February 20, 2009

Life in the Bush of Literary Ghosts

By daniel.gregory in LRR

There is a used bookstore in Boston, Commonwealth Books, where I found a collection of stories by a man named Breece D’J Pancake. He died at the young age of 26. There is a black and white portrait of him on the back cover, looking pensively at something outside of the frame, something I’ll never know. Is he writing a story? Reading? Or just simply lost in his own melancholy? These are all of the stories he had written in his short career, in between the yellowed covers of an old West Virginia road and praise of his seemingly singular luminosity. It’s a strange name, Breece D’J Pancake, but I have been looking for good short fiction and on the first page, in his story “Trilobites”, there are already sentiments and regret:

“I see a concrete patch in the street. It’s shaped like Florida, and I recollect what I wrote in Ginny’s yearbook: ‘We will live on mangoes and love.’ And she up and left without me – two years she’s been down there without me. She sends me postcards with alligator wrestlers and flamingos on the front. She never asks me any questions. I feel like a real fool for what I wrote, and go into the café.”

There is the sad refrain of “without me,” echoing vibrantly with the desire to share mangoes and love with someone else. The opening story deals with a search to fill some void of missing satisfaction or lost sentiments. The narrator’s father died and his mother is looking on selling the farm. The narrator has looked for trilobites, an extinct arthropod, but has been unable to find any of those gems. There are his options, but he is unable to know how to make heads or tails with them. There is an inevitability of a future, but where does it lead and how does it involve him?

It’s all a search: writing, reading, and finding new authors who bring some aspect of their own life into your own. Though in contemporary fiction, it’s difficult looking for the authors who have already passed away, like looking into the fiction of some distant ghost. They’re reading to you from beyond the grave. Roberto Bolaño was delivered to the English-speaking world that way. A man decorated with literary awards, yet he died in 2003 of liver failure, two years before New Directions published By Night in Chile. The Savage Detectives has the search for some truth, the author Ceserea Tinajero, and there are the critics looking for Archimboldi in 2666. It’s hardly ever conclusive, but it’s satisfying, much like my own means to look further into the life of who these authors are.

It’s limiting, it’s an eerie feeling at times; people who lived a life so close to my own, but they’re non-existent now. There are only scraps of their past life existing within the present. But reading their literature, they were once impassioned about something at points in their life, be it a craving for some intangible truth or to represent something beyond their hidden knowledge.

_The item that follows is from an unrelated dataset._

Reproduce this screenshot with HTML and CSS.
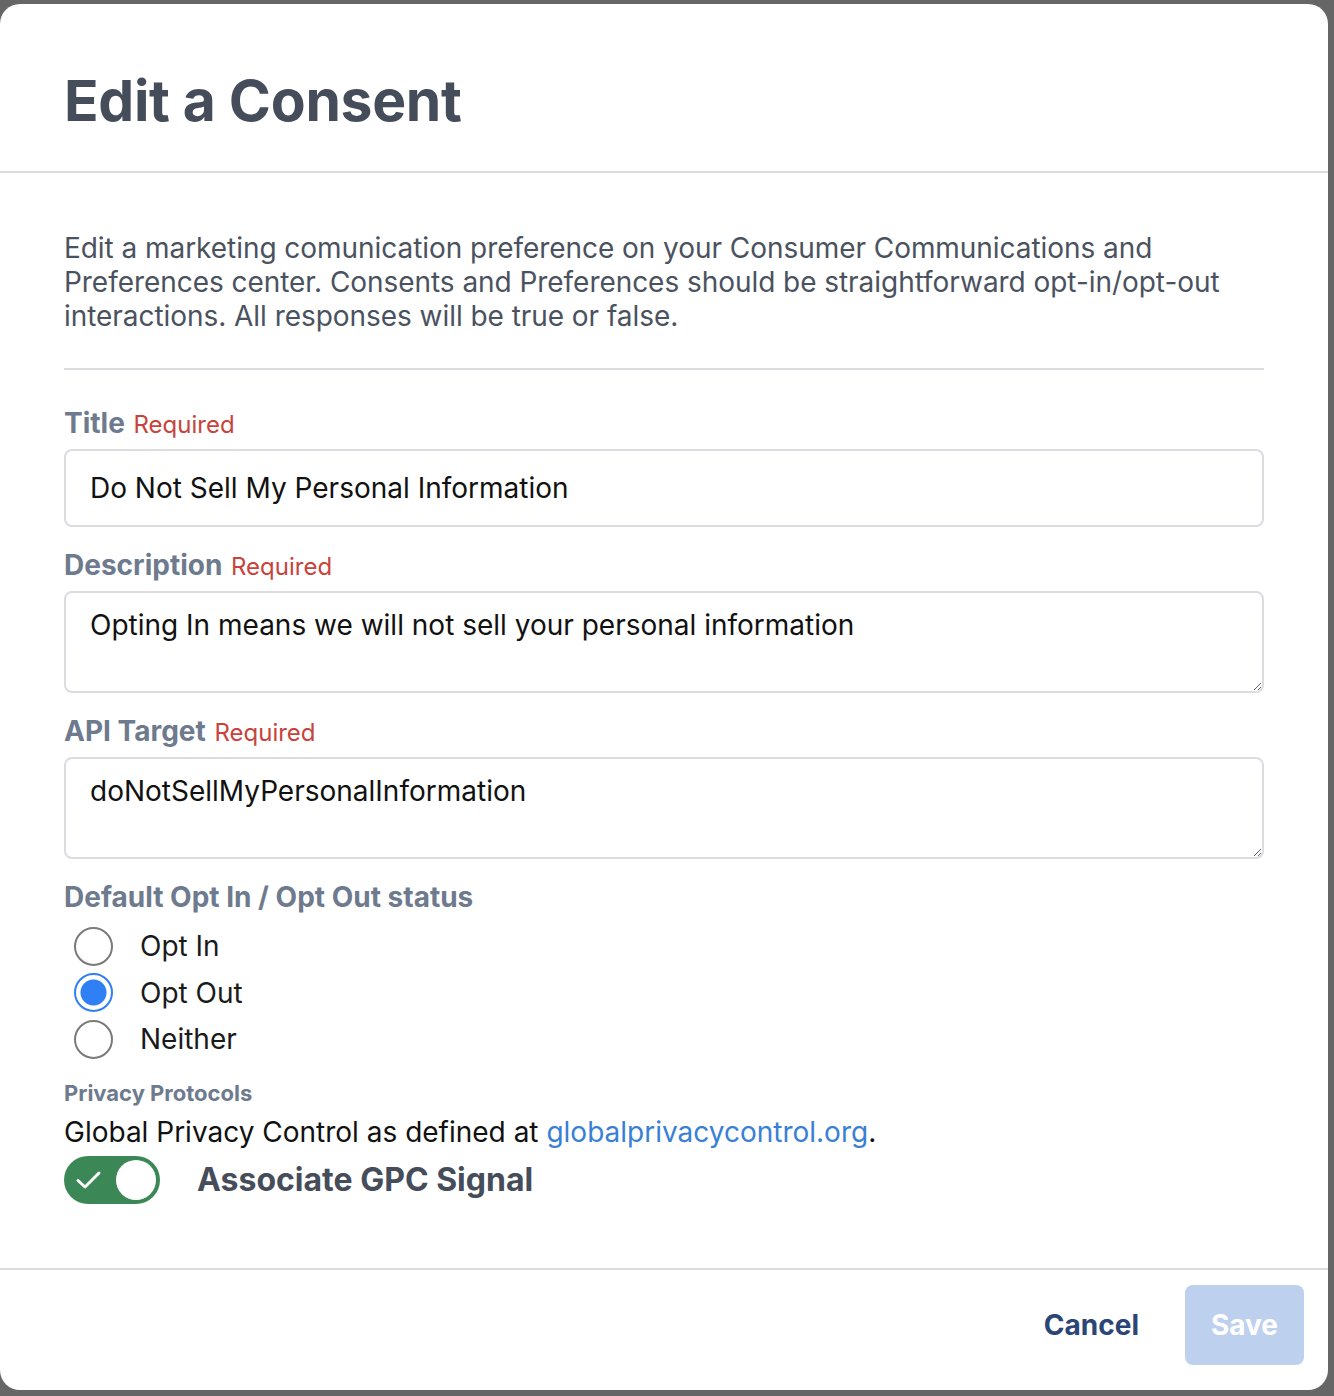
FILE: index.html
```html
<!DOCTYPE html>
<html>
<head>
<meta charset="utf-8">
<link rel="stylesheet" href="styles.css">
</head>
<body>
<div class="modal">
  <header class="modal-header">
    <h1 class="modal-title">Edit a Consent</h1>
  </header>
  <section class="modal-body">
    <p class="intro">Edit a marketing comunication preference on your Consumer Communications and Preferences center. Consents and Preferences should be straightforward opt-in/opt-out interactions. All responses will be true or false.</p>
    <hr class="divider">
    <div class="field">
      <label class="label">Title <span class="req">Required</span></label>
      <input class="input" type="text" value="Do Not Sell My Personal Information">
    </div>
    <div class="field">
      <label class="label">Description <span class="req">Required</span></label>
      <textarea class="textarea">Opting In means we will not sell your personal information</textarea>
    </div>
    <div class="field">
      <label class="label">API Target <span class="req">Required</span></label>
      <textarea class="textarea">doNotSellMyPersonalInformation</textarea>
    </div>
    <div class="field field-radios">
      <div class="label">Default Opt In / Opt Out status</div>
      <div class="radios">
        <label class="radio-row"><input class="radio" type="radio" name="opt"><span>Opt In</span></label>
        <label class="radio-row"><input class="radio" type="radio" name="opt" checked><span>Opt Out</span></label>
        <label class="radio-row"><input class="radio" type="radio" name="opt"><span>Neither</span></label>
      </div>
    </div>
    <div class="privacy">
      <div class="small-label">Privacy Protocols</div>
      <div class="gpc-text">Global Privacy Control as defined at <a class="link" href="#">globalprivacycontrol.org</a>.</div>
      <div class="toggle-row">
        <span class="toggle">
          <svg class="check" width="28" height="20" viewBox="0 0 28 20"><path d="M3 10.5 L10 17 L24 3" fill="none" stroke="#fff" stroke-width="3" stroke-linecap="round" stroke-linejoin="round"/></svg>
          <span class="knob"></span>
        </span>
        <span class="toggle-label">Associate GPC Signal</span>
      </div>
    </div>
  </section>
  <footer class="modal-footer">
    <button class="btn-cancel">Cancel</button>
    <button class="btn-save">Save</button>
  </footer>
</div>
</body>
</html>
```

FILE: styles.css
```css
html, body {
  margin: 0;
  padding: 0;
  background: #666666;
  font-family: Inter, "Noto Sans", "Liberation Sans", sans-serif;
}
.modal {
  margin-top: 4px;
  width: 1328px;
  height: 1386px;
  background: #ffffff;
  border-radius: 20px;
  display: flex;
  flex-direction: column;
  box-sizing: border-box;
  overflow: hidden;
}
.modal-header {
  height: 169px;
  border-bottom: 2px solid #dcdce0;
  box-sizing: border-box;
  display: flex;
  align-items: center;
  padding: 0 64px;
}
.modal-title {
  margin: 0;
  font-size: 57px;
  font-weight: 700;
  color: #464d5a;
  letter-spacing: -0.3px;
  padding-top: 26px;
}
.modal-body {
  flex: 1;
  padding: 58px 64px 0 64px;
}
.intro {
  margin: 0;
  font-size: 28px;
  line-height: 34px;
  color: #4a5260;
  letter-spacing: -0.05px;
}
.divider {
  border: 0;
  border-top: 2px solid #dcdce0;
  margin: 35px 0 35px 0;
  width: 1200px;
}
.field {
  margin-bottom: 20px;
}
.field-radios {
  margin-bottom: 14px;
}
.label {
  display: block;
  font-size: 28px;
  font-weight: 700;
  line-height: 36px;
  color: #6e7a8e;
  margin-bottom: 6px;
}
.req {
  font-size: 24px;
  font-weight: 400;
  color: #c8433c;
  margin-left: 2px;
}
.input, .textarea {
  display: block;
  width: 1200px;
  box-sizing: border-box;
  border: 2px solid #dcdce0;
  border-radius: 8px;
  font-family: Inter, "Noto Sans", "Liberation Sans", sans-serif;
  font-size: 28px;
  color: #111111;
  padding: 0 24px;
  outline: none;
  background: #fff;
}
.input {
  height: 78px;
}
.textarea {
  height: 102px;
  padding-top: 15px;
  line-height: 34px;
  resize: vertical;
}
.radios {
  display: flex;
  flex-direction: column;
  padding-top: 2px;
}
.radio-row {
  height: 46.5px;
  display: flex;
  align-items: center;
  font-size: 28px;
  color: #1a1a1a;
}
.radio {
  appearance: none;
  -webkit-appearance: none;
  width: 39px;
  height: 39px;
  margin: 0 27px 0 10px;
  border: 2px solid #7a7a7a;
  border-radius: 50%;
  box-sizing: border-box;
  background: #fff;
}
.radio:checked {
  border-color: #2f7ff5;
  background: radial-gradient(circle, #2f7ff5 0, #2f7ff5 12.5px, #ffffff 13.5px);
}
.small-label {
  font-size: 22px;
  font-weight: 700;
  line-height: 32px;
  color: #6e7a8e;
  margin-bottom: 3px;
}
.gpc-text {
  font-size: 28px;
  line-height: 40px;
  color: #111111;
}
.link {
  color: #3a7fd5;
  text-decoration: none;
}
.toggle-row {
  display: flex;
  align-items: center;
  margin-top: 4px;
}
.toggle {
  width: 96px;
  height: 48px;
  border-radius: 24px;
  background: #3b8856;
  display: flex;
  align-items: center;
  justify-content: space-between;
  padding: 0 4px 0 11px;
  box-sizing: border-box;
}
.check {
  display: block;
}
.knob {
  width: 40px;
  height: 40px;
  border-radius: 50%;
  background: #fff;
}
.toggle-label {
  margin-left: 37px;
  font-size: 32px;
  font-weight: 700;
  color: #464d5a;
}
.modal-footer {
  height: 122px;
  border-top: 2px solid #dcdce0;
  box-sizing: border-box;
  display: flex;
  align-items: flex-start;
  justify-content: flex-end;
  padding: 15px 24px 0 0;
}
.btn-cancel {
  border: 0;
  background: transparent;
  font-family: Inter, "Noto Sans", "Liberation Sans", sans-serif;
  font-size: 28px;
  font-weight: 700;
  color: #2b4676;
  height: 80px;
  padding: 0;
  margin-right: 46px;
}
.btn-save {
  border: 0;
  background: #bdd1ee;
  border-radius: 8px;
  width: 119px;
  height: 80px;
  font-family: Inter, "Noto Sans", "Liberation Sans", sans-serif;
  font-size: 28px;
  font-weight: 700;
  color: #ffffff;
}
```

That’s what a bulk of the entries for Long River Review entail, young adults clumsily tripping over language to deliver something that is viscerally tangible to them. Yes, it’s not at all perfect. It becomes an eyesore at times. But there are a few that strike the nail on the head, and it becomes as invigorating as finding that strange author’s name in a used bookstore tucked away in Boston. There’s an entire world of books and knowledge out there, waiting to be written, waiting to be read. Even to be a part of that world is most rewarding and challenging. There are all the woes in the publishing world now, but it needs to be its own self-acknowledging phoenix, ready to fall apart and start over again. Literature is not something that will cease existing. There are still all our literary ghosts, but there is always the search ready to be written about, waiting to be read.